With all the helium atoms in the same state, it is impossible—or at least extremely difficult—for one part of the liquid to move differently from another part. If some atoms are moving along, all the atoms have to move along together. Consequently, the liquid helium has no viscosity whatsoever. It has become a superfluid.

In superfluid liquid helium there is a kind of rigidity to the motion of the atoms. It is very hard to make the liquid do anything because you either have to get all of its atoms to do the thing together or they simply do not do the thing at all. For instance, if you put water in a bucket and spin the bucket about its axis, the water will end up spinning with the bucket. This is because the bucket drags around the water atoms—strictly speaking, the water molecules—that are in direct contact with the sides, and these in turn drag around the atoms farther from the sides, and so on, until the entire body of water is turning with the bucket. Clearly, for the water to get to the state in which it is spinning along with the bucket, different parts of the liquid must move relative to each other. But as just pointed out, this is very hard for a superfluid. All the atoms move together or they do not move at all. Consequently, if superfluid liquid helium is put in a bucket and the bucket is spun, it has no means open to it to attain the spin of the bucket. Instead, the superfluid helium stays stubbornly still while the bucket spins.

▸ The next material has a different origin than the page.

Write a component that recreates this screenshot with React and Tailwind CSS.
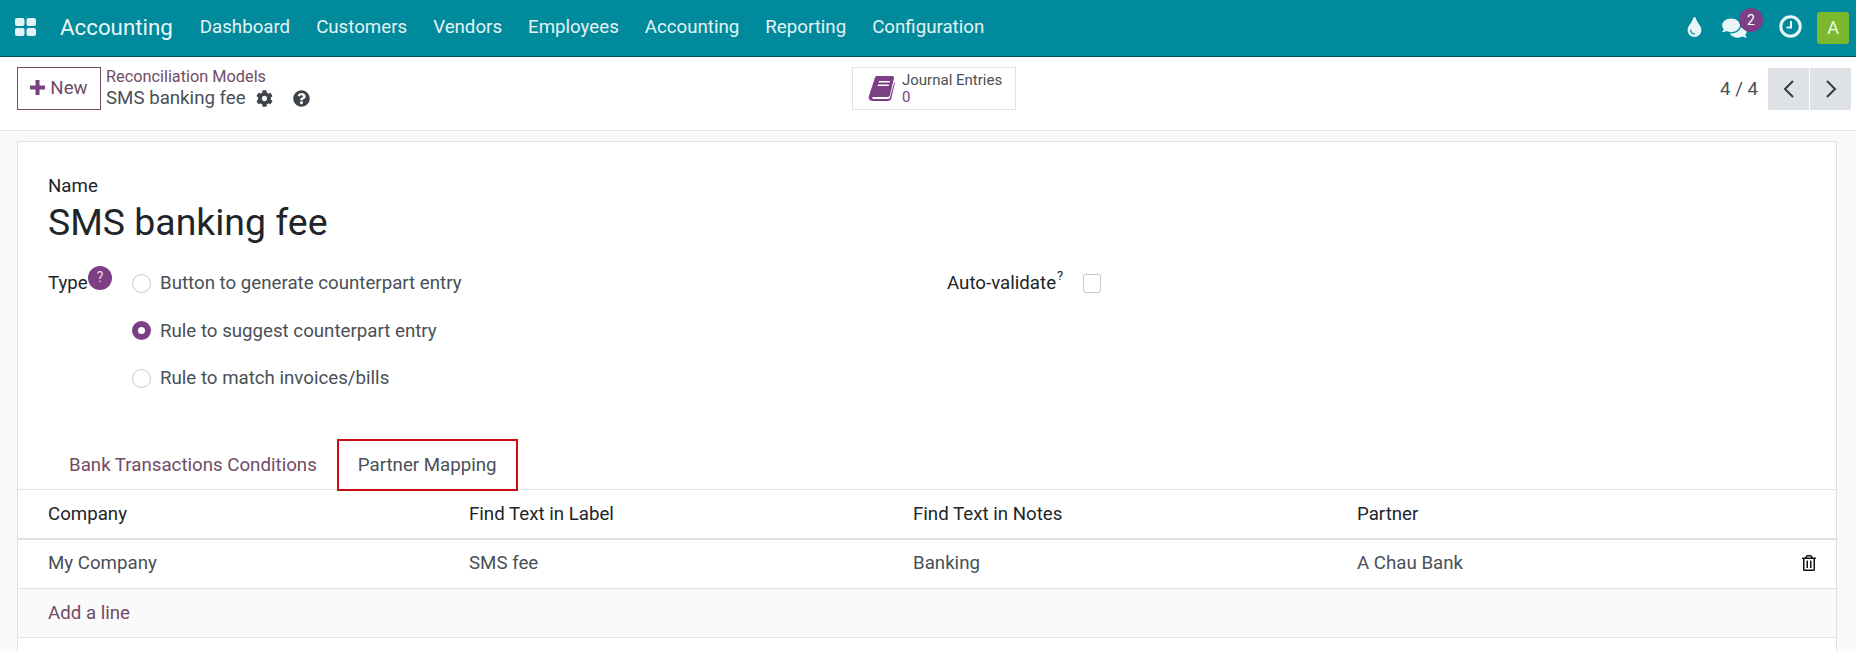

The cooperative motion of atoms in superfluid liquid helium leads to even more bizarre phenomena. For instance, the superfluid can flow through impossibly small holes that no other liquid can flow through. It is also the only liquid that can flow uphill. Interestingly, helium has a rare, lightweight cousin. Helium-3 turns out to be a normal, boring liquid. The reason is that helium-3 particles are fermions. And superfluidity is a property solely of bosons.

Actually, this isn’t entirely true. The microscopic world is full of surprising phenomena. And in a special case, fermions can behave like bosons!


ELECTRIC CURRENTS THAT RUN FOREVER

The special case, when fermions behave like bosons, is that of an electric current in a metal. Because the outermost electrons of metal atoms are very loosely bound, they can break free. If a voltage is then applied between the ends of the metal by a battery, all the countless liberated electrons will surge through the material as an electric current.